Organizational self-correction through communication is institutionalized in the various monitoring, evaluation, and feedback mechanisms through which organizations identify and respond to performance discrepancies, internal conflicts, and environmental misalignments. After-action reviews, performance appraisals, customer feedback systems, employee satisfaction surveys, and strategic planning processes are all communicative mechanisms for organizational self-correction: they generate information about discrepancies between intended and actual states, and they create communicative occasions within which that information can be discussed, interpreted, and translated into corrective action. The quality of organizational self-correction depends heavily on the quality of these communicative mechanisms: whether they reach the relevant levels of the organization, whether the information they generate is credible and actionable, whether the organizational culture supports honest communication about problems, and whether there are structural mechanisms for translating communicative insight into practical change.

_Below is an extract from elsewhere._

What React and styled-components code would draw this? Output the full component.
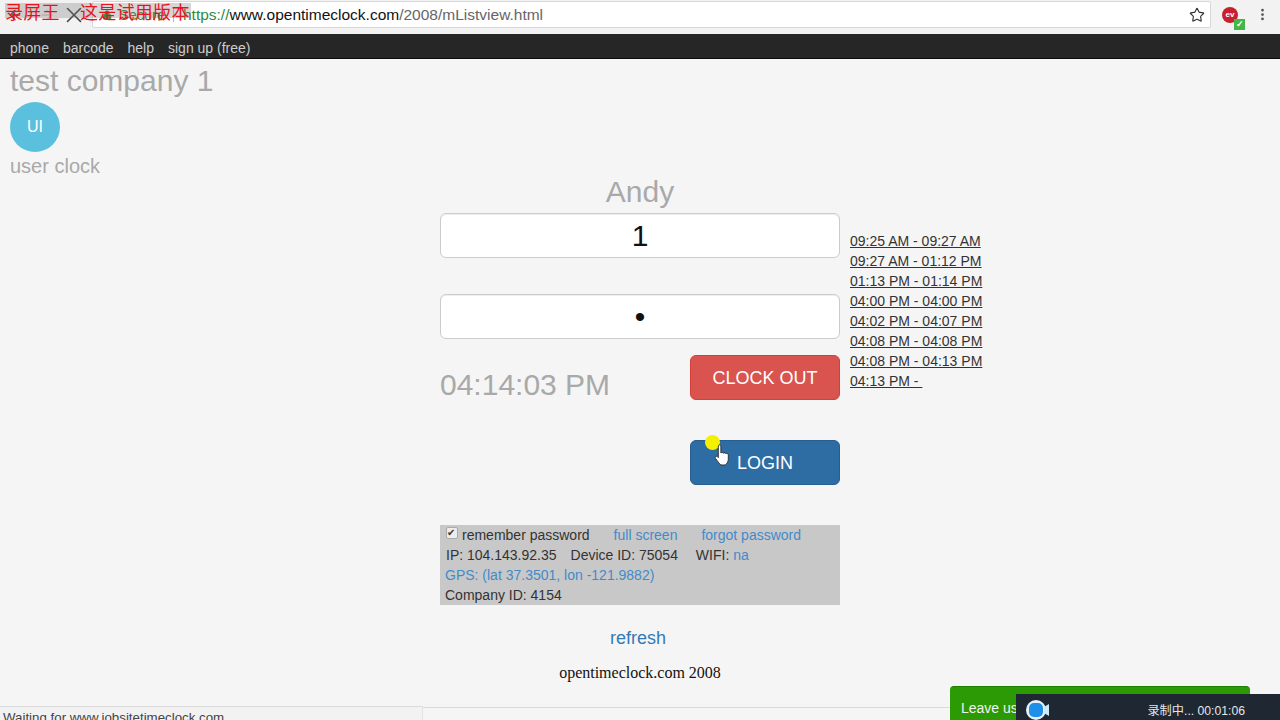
import React from 'react';
import styled, { createGlobalStyle } from 'styled-components';
import { Star, X, ArrowLeft, ArrowRight, Lock, MoreVertical } from 'lucide-react';

const GlobalStyle = createGlobalStyle`
  html, body {
    margin: 0;
    height: 720px;
    overflow: hidden;
    background: #f5f5f5;
    font-family: "Liberation Sans", Arial, sans-serif;
    color: #333;
  }
`;

const Page = styled.div`
  position: relative;
  width: 1280px;
  height: 720px;
  overflow: hidden;
`;

/* browser toolbar */
const Toolbar = styled.div`
  height: 34px;
  background: #f2f2f2;
  display: flex;
  align-items: flex-start;
  padding-top: 1px;
  box-sizing: border-box;
`;

const NavIcons = styled.div`
  width: 92px;
  height: 27px;
  display: flex;
  align-items: center;
  gap: 16px;
  padding-left: 7px;
  box-sizing: border-box;
  color: #444;
  flex: none;

  svg:last-child {
    margin-left: -10px;
  }
`;

const UrlBox = styled.div`
  width: 1119px;
  height: 27px;
  background: #fff;
  border: 1px solid #d8d8d8;
  border-radius: 2px;
  box-sizing: border-box;
  display: flex;
  align-items: center;
  padding: 0 5px 0 9px;
  font-size: 15.5px;
  color: #444;
  flex: none;
`;

const Secure = styled.span`
  display: flex;
  align-items: center;
  gap: 7px;
  font-size: 14.5px;
  color: #2e8b3d;
`;

const Divider = styled.span`
  width: 1px;
  height: 14px;
  background: #bbb;
  margin: 0 9px 0 8px;
`;

const Https = styled.span`
  color: #2e8b3d;
`;

const UrlHost = styled.span`
  color: #111;
`;

const UrlPath = styled.span`
  color: #666;
`;

const StarWrap = styled.span`
  margin-left: auto;
  display: flex;
  color: #333;
`;

const Extensions = styled.div`
  flex: 1;
  height: 27px;
  display: flex;
  align-items: center;
  justify-content: space-between;
  padding: 0 10px 0 11px;
  color: #555;
`;

const ExtBadge = styled.div`
  position: relative;
  width: 16px;
  height: 16px;
  border-radius: 50%;
  background: #c8202f;
  color: #fff;
  font-size: 8px;
  font-weight: bold;
  line-height: 16px;
  text-align: center;
`;

const ExtCheck = styled.span`
  position: absolute;
  right: -7px;
  bottom: -7px;
  width: 11px;
  height: 11px;
  background: #43b649;
  color: #fff;
  font-size: 9px;
  line-height: 11px;
`;

/* site nav */
const SiteNav = styled.nav`
  height: 25px;
  background: #262626;
  border-bottom: 1px solid #080808;
  box-sizing: border-box;
  display: flex;
  align-items: center;
  gap: 14px;
  padding: 3px 0 0 10px;
  font-size: 14px;
  color: #ccc;
`;

const CompanyBlock = styled.div`
  padding-left: 10px;
  height: 117px;
  color: #a9a9a9;
`;

const CompanyName = styled.div`
  font-size: 30px;
  line-height: 43px;
`;

const Avatar = styled.div`
  width: 50px;
  height: 50px;
  border-radius: 50%;
  background: #5bc0de;
  color: #fff;
  font-size: 16px;
  display: flex;
  align-items: center;
  justify-content: center;
`;

const UserLabel = styled.div`
  font-size: 20px;
  line-height: 28px;
`;

const ClockArea = styled.div`
  display: flex;
  padding-left: 440px;
`;

const MainColumn = styled.div`
  width: 400px;
  flex: none;
`;

const Name = styled.div`
  font-size: 30px;
  line-height: 30px;
  text-align: center;
  color: #a9a9a9;
  height: 30px;
  padding-top: 1px;
  margin-bottom: 6px;
`;

const Field = styled.input`
  display: block;
  width: 400px;
  height: 45px;
  margin-bottom: ${(p) => p.$gap}px;
  border: 1px solid #ccc;
  border-radius: 6px;
  box-sizing: border-box;
  background: #fff;
  box-shadow: inset 0 1px 1px rgba(0, 0, 0, 0.075);
  text-align: center;
  font-family: "Liberation Sans", Arial, sans-serif;
  font-size: 30px;
  color: #111;
  outline: none;
`;

const ActionRow = styled.div`
  display: flex;
  justify-content: space-between;
  align-items: flex-start;
  margin-bottom: ${(p) => p.$gap}px;
`;

const Time = styled.div`
  font-size: 30px;
  line-height: 30px;
  color: #a9a9a9;
  margin-top: 15px;
`;

const ActionButton = styled.button`
  width: 150px;
  height: 45px;
  margin-left: auto;
  padding: 2px 0 0;
  border: 1px solid ${(p) => p.$border};
  border-radius: 6px;
  background: ${(p) => p.$bg};
  color: #fff;
  font-family: "Liberation Sans", Arial, sans-serif;
  font-size: 18px;
`;

const InfoPanel = styled.div`
  height: 80px;
  background: #c9c8c8;
  font-size: 14px;
  line-height: 20px;
  color: #333;
  box-sizing: border-box;
  padding-left: 5px;
`;

const InfoRow = styled.div`
  display: flex;
  gap: ${(p) => p.$gap || 0}px;
  padding-left: ${(p) => p.$indent || 0}px;
  height: 20px;
  align-items: center;
`;

const Remember = styled.span`
  display: flex;
  align-items: center;
  gap: 5px;
`;

const Check = styled.input`
  appearance: none;
  position: relative;
  width: 12px;
  height: 12px;
  margin: 0 -1px 4px 1px;
  background: #ececec;
  border: 1px solid #aaa;
  border-radius: 2px;
  box-sizing: border-box;

  &::after {
    content: '✔';
    position: absolute;
    left: 0;
    top: -2px;
    font-size: 10px;
    line-height: 13px;
    color: #333;
  }
`;

const A = styled.a`
  color: #428bca;
`;

const Refresh = styled.div`
  text-align: center;
  font-size: 18px;
  color: #337ab7;
  padding: 22px 4px 0 0;
  line-height: 22px;
`;

const Footer = styled.div`
  text-align: center;
  font-family: "Liberation Serif", "Times New Roman", serif;
  font-size: 16px;
  color: #111;
  margin-top: 14px;
  line-height: 20px;
`;

const Shifts = styled.div`
  margin: 55px 0 0 10px;
  font-size: 14px;
  line-height: 20px;
  color: #333;
`;

const Shift = styled.div`
  text-decoration: underline;
  white-space: pre;
`;

/* overlays on top of the page */
const Watermark = styled.div`
  position: absolute;
  left: 5px;
  top: 3px;
  width: 186px;
  height: 15px;
  background: rgba(120, 120, 120, 0.3);
  color: #e8141c;
  font-family: "Noto Sans CJK SC", sans-serif;
  font-size: 18px;
  letter-spacing: 0.3px;
  line-height: 17px;
  white-space: pre;
`;

const WatermarkGap = styled.span`
  display: inline-block;
  width: 20px;
`;

const CursorDot = styled.div`
  position: absolute;
  left: 705px;
  top: 435px;
  width: 15px;
  height: 15px;
  border-radius: 50%;
  background: #f5f000;
`;

const Pointer = styled.svg`
  position: absolute;
  left: 714px;
  top: 444px;
`;

const StatusBubble = styled.div`
  position: absolute;
  left: 0;
  bottom: 0;
  width: 423px;
  height: 14px;
  background: #f2f2f2;
  border-top: 1px solid #dcdcdc;
  border-right: 1px solid #e4e4e4;
  box-sizing: border-box;
  padding: 3px 0 0 3px;
  font-size: 13.3px;
  line-height: 15px;
  color: #444;
  overflow: hidden;
`;

const StatusLine = styled.div`
  position: absolute;
  left: 423px;
  right: 0;
  top: 707px;
  height: 1px;
  background: #d9d9d9;
`;

const LeaveUs = styled.div`
  position: absolute;
  left: 950px;
  top: 686px;
  width: 300px;
  height: 34px;
  background: #2b9a05;
  border-radius: 4px 4px 0 0;
  border-top: 1px solid #1f8000;
  box-sizing: border-box;
  padding: 13px 0 0 11px;
  color: #f2f2f2;
  font-size: 14px;
  line-height: 17px;
`;

const Recorder = styled.div`
  position: absolute;
  left: 1016px;
  top: 694px;
  width: 264px;
  height: 26px;
  background: #1f2733;
  display: flex;
  align-items: center;
  padding: 5px 35px 0 10px;
  box-sizing: border-box;
  color: #e4e6e8;
  font-family: "Liberation Sans", "Noto Sans CJK SC", sans-serif;
  font-size: 12.2px;
`;

const RecLabel = styled.span`
  margin-left: auto;
`;

const shifts = [
  '09:25 AM - 09:27 AM',
  '09:27 AM - 01:12 PM',
  '01:13 PM - 01:14 PM',
  '04:00 PM - 04:00 PM',
  '04:02 PM - 04:07 PM',
  '04:08 PM - 04:08 PM',
  '04:08 PM - 04:13 PM',
  '04:13 PM - ',
];

const App = () => (
  <Page>
    <GlobalStyle />
    <Toolbar>
      <NavIcons>
        <ArrowLeft size={16} />
        <ArrowRight size={16} color="#c9c9c9" />
        <X size={26} strokeWidth={1.5} />
      </NavIcons>
      <UrlBox>
        <Secure>
          <Lock size={10} fill="#2e8b3d" />
          Secure
        </Secure>
        <Divider />
        <Https>https://</Https>
        <UrlHost>www.opentimeclock.com</UrlHost>
        <UrlPath>/2008/mListview.html</UrlPath>
        <StarWrap>
          <Star size={16} strokeWidth={1.7} />
        </StarWrap>
      </UrlBox>
      <Extensions>
        <ExtBadge>
          ev
          <ExtCheck>✓</ExtCheck>
        </ExtBadge>
        <MoreVertical size={15} strokeWidth={2.4} />
      </Extensions>
    </Toolbar>
    <SiteNav>
      <span>phone</span>
      <span>barcode</span>
      <span>help</span>
      <span>sign up (free)</span>
    </SiteNav>
    <CompanyBlock>
      <CompanyName>test company 1</CompanyName>
      <Avatar>UI</Avatar>
      <UserLabel>user clock</UserLabel>
    </CompanyBlock>
    <ClockArea>
      <MainColumn>
        <Name>Andy</Name>
        <Field readOnly value="1" $gap={36} />
        <Field readOnly type="password" value="1" $gap={16} />
        <ActionRow $gap={40}>
          <Time>04:14:03 PM</Time>
          <ActionButton $bg="#d9534f" $border="#d43f3a">CLOCK OUT</ActionButton>
        </ActionRow>
        <ActionRow $gap={40}>
          <ActionButton $bg="#2e6da4" $border="#285e8e">LOGIN</ActionButton>
        </ActionRow>
        <InfoPanel>
          <InfoRow $gap={24}>
            <Remember>
              <Check type="checkbox" readOnly checked />
              remember password
            </Remember>
            <A>full screen</A>
            <A>forgot password</A>
          </InfoRow>
          <InfoRow $indent={1} $gap={14}>
            <span>IP: 104.143.92.35</span>
            <span>Device ID: 75054</span>
            <span>
              &nbsp;WIFI: <A>na</A>
            </span>
          </InfoRow>
          <InfoRow>
            <A>GPS: (lat 37.3501, lon -121.9882)</A>
          </InfoRow>
          <InfoRow>Company ID: 4154</InfoRow>
        </InfoPanel>
        <Refresh>refresh</Refresh>
        <Footer>opentimeclock.com 2008</Footer>
      </MainColumn>
      <Shifts>
        {shifts.map((s) => (
          <Shift key={s}>{s}</Shift>
        ))}
      </Shifts>
    </ClockArea>

    <Watermark>
      录屏王<WatermarkGap />这是试用版本
    </Watermark>
    <CursorDot />
    <Pointer width="16" height="22" viewBox="0 0 15 21">
      <path
        d="M4 2c0-1.6 2.4-1.6 2.4 0V8.5l1-.3c.6-.2 1.2.1 1.4.5l1-.2c.6-.1 1.1.2 1.3.6l.8-.1c.9 0 1.6.6 1.6 1.5v4c0 2.2-1.2 4.5-3 5.5H6.5C5 19 3 16 1.2 13.6c-.9-1.3.7-2.6 1.8-1.6l1 1V2z"
        fill="#fff"
        stroke="#222"
        strokeWidth="0.8"
      />
    </Pointer>
    <StatusLine />
    <StatusBubble>Waiting for www.jobsitetimeclock.com...</StatusBubble>
    <LeaveUs>Leave us a message</LeaveUs>
    <Recorder>
      <svg width="24" height="20" viewBox="0 0 24 20">
        <circle cx="10" cy="10" r="10" fill="#e4f3fb" />
        <rect x="3" y="3" width="14" height="14" rx="5" fill="#1f8fe8" />
        <path d="M18 7l5-3v12l-5-3z" fill="#cfe9f8" />
      </svg>
      <RecLabel>录制中... 00:01:06</RecLabel>
    </Recorder>
  </Page>
);

export default App;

Scientific communities correct errors through the communicative processes of peer review, replication, public criticism, and theoretical debate. When a published paper contains an error, the correction process is inherently communicative: other researchers identify the error, publish responses or corrections, and the community processes these communications to revise its collective understanding. Science's legendary capacity for self-correction rests entirely on the communicative infrastructure — journals, conferences, citations, correspondences — through which individual errors propagate and through which corrections are distributed across the network of practitioners. Failures of this self-corrective communication system — through publication bias, inadequate peer review, or suppression of critical findings — compromise the system's self-corrective capacity in ways that can allow errors to persist far longer than the system's norms would otherwise allow.

Social systems engage in self-correction through political communication, public debate, social movements, legal reform, and institutional change processes. When a social system's operations generate harmful effects that fall outside the range of acceptable outcomes — discrimination, poverty, environmental degradation, political repression — the communicative processes through which those effects are named, documented, and brought into public discourse are the initiating phase of social self-correction. Social movements are, in this sense, communicative interventions aimed at triggering self-corrective processes within social systems that have not spontaneously corrected the discrepancies their own operations create. The effectiveness of these movements depends on their capacity to make discrepancies visible in ways that the social system's existing communicative channels can process, interpret, and translate into corrective institutional action.

The conditions that enable or inhibit self-correction through communication include the quality of feedback channels, the openness of communication culture, the adequacy of shared language for describing discrepancies, the presence of psychological safety that allows honest communication about failure, and the relationship between communicative processes and the structural capacities for action. Where any of these conditions are lacking — where feedback is suppressed, language is inadequate, honesty is punished, or communication about problems cannot be translated into practical response — self-correction fails, and discrepancies accumulate until they reach a point of crisis. The design of communicative environments that support effective self-correction is therefore a practical concern with consequences for the resilience, adaptability, and ethical quality of human social systems.